Mr. Kramer shared some details of his casting session.
“Personally, I thought the question was a sign of my coming as a bona fide member of the rock and roll community,” he said. “A real career milestone! Unfortunately, on the night of my casting, Cynthia was ‘short handed’” – that is, the assistant whose job it was to make sure the penises were erect was not there.
“Timing was crucial, and on this night it all fell apart,” said Mr. Kramer. “I was left to try to achieve my full manhood on my own, and I failed miserably. My finished cast ended up being a small plaster cast, just a shell of what could have been. I think it’s one of the funniest of the collection, just like so many others. Anyway, I’m proud to be there.”
Cynthia Dorothy Albritton was born on May 24, 1947 in Chicago. Her father, Edward, was a postal worker and her mother, Dorothy (Wysocki) Albritton, was a secretary. For decades, Ms.
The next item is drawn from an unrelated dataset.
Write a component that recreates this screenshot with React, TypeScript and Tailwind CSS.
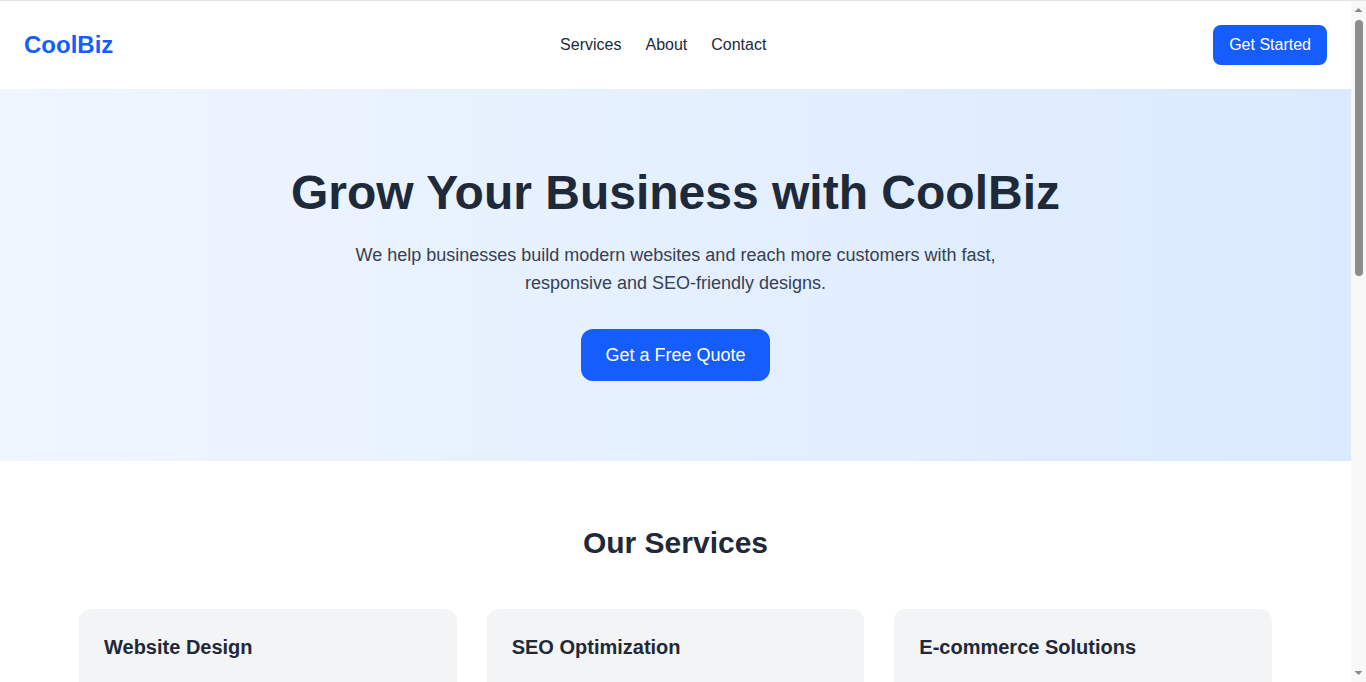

Albritton refused to give her last name in interviews because she didn’t want her mother to know what she was up to.
She grew up in Chicago, a major stop on the circuit for touring rock bands major and minor. She was especially attracted to the British bands, she said – “cute British guys with long hair and tight pants.” Pamela Des Berres wrote in her 1987 memoir, “I’m With the Band: Confessions of a Groupie,” that Ms. Albritton seemed an unlikely person to unzip zippers.
“She was painfully shy,” she wrote, “and I couldn’t imagine her with the alginate and plaster buried in Eric Burdon’s crotch area, but I saw the casts for myself and was stunned by the artistry involved. “
Ms. Albritton said in a 2005 interview with The Sunday Age of Melbourne, Australia, that Mr. Zappa was crucial.